#### Data lines

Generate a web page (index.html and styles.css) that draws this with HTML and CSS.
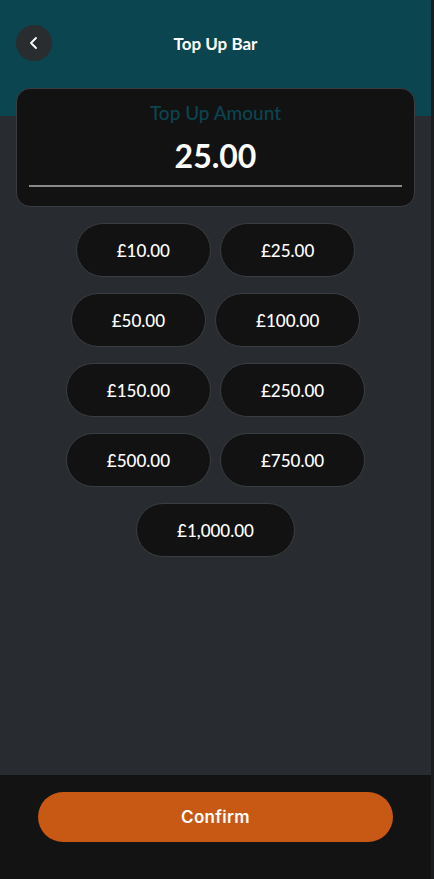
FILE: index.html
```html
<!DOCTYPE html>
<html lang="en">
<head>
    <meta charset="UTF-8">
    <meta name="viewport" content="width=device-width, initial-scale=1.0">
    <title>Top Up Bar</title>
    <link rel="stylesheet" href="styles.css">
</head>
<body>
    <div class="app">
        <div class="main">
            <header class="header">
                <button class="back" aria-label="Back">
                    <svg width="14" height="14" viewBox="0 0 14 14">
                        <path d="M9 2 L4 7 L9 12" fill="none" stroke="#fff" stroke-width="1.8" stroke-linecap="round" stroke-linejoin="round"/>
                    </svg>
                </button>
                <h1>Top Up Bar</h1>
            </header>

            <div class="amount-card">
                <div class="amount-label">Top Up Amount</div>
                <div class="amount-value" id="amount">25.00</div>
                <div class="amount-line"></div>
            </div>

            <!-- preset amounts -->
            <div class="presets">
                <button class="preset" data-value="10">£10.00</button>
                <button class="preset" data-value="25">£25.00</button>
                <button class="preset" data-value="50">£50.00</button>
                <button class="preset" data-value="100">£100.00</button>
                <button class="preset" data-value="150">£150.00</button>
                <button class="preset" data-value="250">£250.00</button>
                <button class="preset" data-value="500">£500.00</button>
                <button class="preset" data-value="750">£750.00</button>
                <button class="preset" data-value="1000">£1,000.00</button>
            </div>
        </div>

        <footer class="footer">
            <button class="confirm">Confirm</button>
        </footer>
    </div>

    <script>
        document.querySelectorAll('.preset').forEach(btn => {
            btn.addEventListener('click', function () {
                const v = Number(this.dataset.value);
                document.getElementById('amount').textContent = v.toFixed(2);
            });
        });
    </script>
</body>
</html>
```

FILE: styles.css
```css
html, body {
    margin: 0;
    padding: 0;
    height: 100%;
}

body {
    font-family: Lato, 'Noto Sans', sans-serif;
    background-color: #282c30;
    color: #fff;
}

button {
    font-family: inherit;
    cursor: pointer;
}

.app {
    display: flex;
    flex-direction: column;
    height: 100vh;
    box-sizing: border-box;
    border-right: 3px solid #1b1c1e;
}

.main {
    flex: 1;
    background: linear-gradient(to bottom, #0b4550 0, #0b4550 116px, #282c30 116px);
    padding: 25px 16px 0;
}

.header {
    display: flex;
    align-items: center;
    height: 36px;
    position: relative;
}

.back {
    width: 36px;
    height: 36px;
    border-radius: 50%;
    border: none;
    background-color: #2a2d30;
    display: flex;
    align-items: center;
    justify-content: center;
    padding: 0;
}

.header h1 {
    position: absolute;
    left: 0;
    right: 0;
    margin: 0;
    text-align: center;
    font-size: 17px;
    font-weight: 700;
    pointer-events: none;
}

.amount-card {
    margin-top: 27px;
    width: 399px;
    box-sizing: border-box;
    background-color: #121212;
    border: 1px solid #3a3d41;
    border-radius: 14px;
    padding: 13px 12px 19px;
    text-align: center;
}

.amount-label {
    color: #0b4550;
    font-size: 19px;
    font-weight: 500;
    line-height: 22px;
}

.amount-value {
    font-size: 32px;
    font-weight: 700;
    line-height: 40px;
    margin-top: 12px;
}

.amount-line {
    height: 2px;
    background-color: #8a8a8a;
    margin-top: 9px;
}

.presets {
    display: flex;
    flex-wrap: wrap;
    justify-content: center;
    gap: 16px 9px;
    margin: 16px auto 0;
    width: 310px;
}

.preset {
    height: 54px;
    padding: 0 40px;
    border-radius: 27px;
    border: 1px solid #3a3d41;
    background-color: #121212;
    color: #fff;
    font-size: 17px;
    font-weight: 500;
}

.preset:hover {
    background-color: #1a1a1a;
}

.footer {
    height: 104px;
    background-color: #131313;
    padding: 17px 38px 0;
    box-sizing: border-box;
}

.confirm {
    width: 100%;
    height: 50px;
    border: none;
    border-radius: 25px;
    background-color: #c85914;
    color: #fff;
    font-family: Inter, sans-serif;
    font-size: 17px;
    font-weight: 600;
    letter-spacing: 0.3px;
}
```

########

Reproduce the full listing above verbatim, with no pictures included.

Generate a web page (index.html and styles.css) that draws this with HTML and CSS.
FILE: index.html
```html
<!DOCTYPE html>
<html lang="en">
<head>
    <meta charset="UTF-8">
    <meta name="viewport" content="width=device-width, initial-scale=1.0">
    <title>Top Up Bar</title>
    <link rel="stylesheet" href="styles.css">
</head>
<body>
    <div class="app">
        <div class="main">
            <header class="header">
                <button class="back" aria-label="Back">
                    <svg width="14" height="14" viewBox="0 0 14 14">
                        <path d="M9 2 L4 7 L9 12" fill="none" stroke="#fff" stroke-width="1.8" stroke-linecap="round" stroke-linejoin="round"/>
                    </svg>
                </button>
                <h1>Top Up Bar</h1>
            </header>

            <div class="amount-card">
                <div class="amount-label">Top Up Amount</div>
                <div class="amount-value" id="amount">25.00</div>
                <div class="amount-line"></div>
            </div>

            <!-- preset amounts -->
            <div class="presets">
                <button class="preset" data-value="10">£10.00</button>
                <button class="preset" data-value="25">£25.00</button>
                <button class="preset" data-value="50">£50.00</button>
                <button class="preset" data-value="100">£100.00</button>
                <button class="preset" data-value="150">£150.00</button>
                <button class="preset" data-value="250">£250.00</button>
                <button class="preset" data-value="500">£500.00</button>
                <button class="preset" data-value="750">£750.00</button>
                <button class="preset" data-value="1000">£1,000.00</button>
            </div>
        </div>

        <footer class="footer">
            <button class="confirm">Confirm</button>
        </footer>
    </div>

    <script>
        document.querySelectorAll('.preset').forEach(btn => {
            btn.addEventListener('click', function () {
                const v = Number(this.dataset.value);
                document.getElementById('amount').textContent = v.toFixed(2);
            });
        });
    </script>
</body>
</html>
```

FILE: styles.css
```css
html, body {
    margin: 0;
    padding: 0;
    height: 100%;
}

body {
    font-family: Lato, 'Noto Sans', sans-serif;
    background-color: #282c30;
    color: #fff;
}

button {
    font-family: inherit;
    cursor: pointer;
}

.app {
    display: flex;
    flex-direction: column;
    height: 100vh;
    box-sizing: border-box;
    border-right: 3px solid #1b1c1e;
}

.main {
    flex: 1;
    background: linear-gradient(to bottom, #0b4550 0, #0b4550 116px, #282c30 116px);
    padding: 25px 16px 0;
}

.header {
    display: flex;
    align-items: center;
    height: 36px;
    position: relative;
}

.back {
    width: 36px;
    height: 36px;
    border-radius: 50%;
    border: none;
    background-color: #2a2d30;
    display: flex;
    align-items: center;
    justify-content: center;
    padding: 0;
}

.header h1 {
    position: absolute;
    left: 0;
    right: 0;
    margin: 0;
    text-align: center;
    font-size: 17px;
    font-weight: 700;
    pointer-events: none;
}

.amount-card {
    margin-top: 27px;
    width: 399px;
    box-sizing: border-box;
    background-color: #121212;
    border: 1px solid #3a3d41;
    border-radius: 14px;
    padding: 13px 12px 19px;
    text-align: center;
}

.amount-label {
    color: #0b4550;
    font-size: 19px;
    font-weight: 500;
    line-height: 22px;
}

.amount-value {
    font-size: 32px;
    font-weight: 700;
    line-height: 40px;
    margin-top: 12px;
}

.amount-line {
    height: 2px;
    background-color: #8a8a8a;
    margin-top: 9px;
}

.presets {
    display: flex;
    flex-wrap: wrap;
    justify-content: center;
    gap: 16px 9px;
    margin: 16px auto 0;
    width: 310px;
}

.preset {
    height: 54px;
    padding: 0 40px;
    border-radius: 27px;
    border: 1px solid #3a3d41;
    background-color: #121212;
    color: #fff;
    font-size: 17px;
    font-weight: 500;
}

.preset:hover {
    background-color: #1a1a1a;
}

.footer {
    height: 104px;
    background-color: #131313;
    padding: 17px 38px 0;
    box-sizing: border-box;
}

.confirm {
    width: 100%;
    height: 50px;
    border: none;
    border-radius: 25px;
    background-color: #c85914;
    color: #fff;
    font-family: Inter, sans-serif;
    font-size: 17px;
    font-weight: 600;
    letter-spacing: 0.3px;
}
```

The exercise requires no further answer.